The Americans might have surpassed Britain after the First World War, but were "delayed" in this hegemonic shift because they initially failed to deploy a viable system that could supplant British control of telegraphy. Interestingly, the United States Navy, according to Hugill, was at the center of American efforts to find a technology that could supplant British telegraphy. In addition to pushing for a larger fleet, the Navy similarly worked to develop a wireless system. Wireless telegraphy and radio were the leading candidates to challenge British technological control of global telecommunications. However, both suffered from technical limitations that did not allow them to be deployed as technologies of global hegemony. Only after the Second World War, once telephony was wedded to satellite technology that could efficiently extend the system across the globe, could the United States emerge as the new hegemonic power. This marriage of telephone and satellite was undertaken by both American commercial interests and the efforts of the US government in the form of the space program.

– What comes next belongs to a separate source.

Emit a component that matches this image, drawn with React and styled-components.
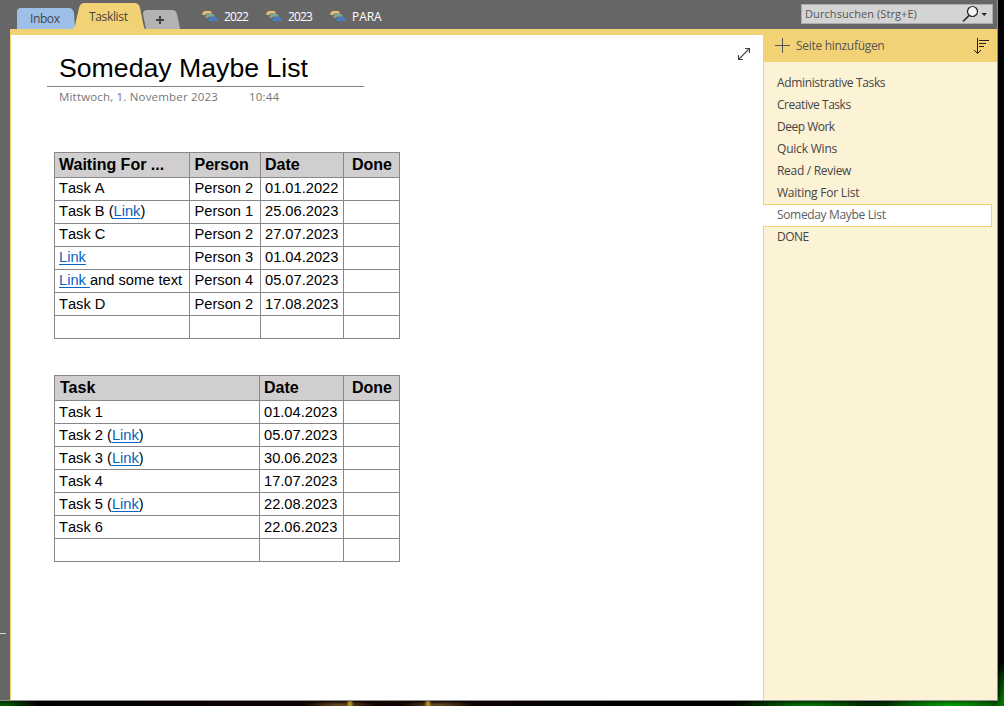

Hugill's history ends in 1971, at about the same time that the Americans began networking computers. Yet the geostrategic implications of Hugill's study clearly extend to the Internet. Transmission of information in cyberspace is carried out over both land-based and submarine fiber-optic cables, potentially bypassing satellite transmission as the key technology of global telecommunications. The United States does not own a monopoly on these cables; Britain and France are very close competitors. The implication is that, at least in the short run, there is not likely to be a monopoly over fiber-optics like the British enjoyed with undersea telegraph cables or the Americans enjoyed with satellite-driven telephony. Thus, it appears unlikely that a global hegemonic power like the British will emerge in the era of networked computing. More likely is a multipolar system either of competing states—such as the United States, a united Europe and Japan—or a decentralized system of transnational trading interests. Hugill sensibly refrains from defining only one future path, preferring instead to envision several equally likely scenarios. "The lesson of a history informed by social science," he maintains, "is that we should not...be blinded by the assumption that the future will merely be a continuation of the past. What the past teaches us in this case is that the information economy has been around for some time and is no longer a particularly risky or forward-looking investment."(239) We might also note that the information economy and its antecedents have long been dominated by realpolitikers, not by romantic idealists of the global village.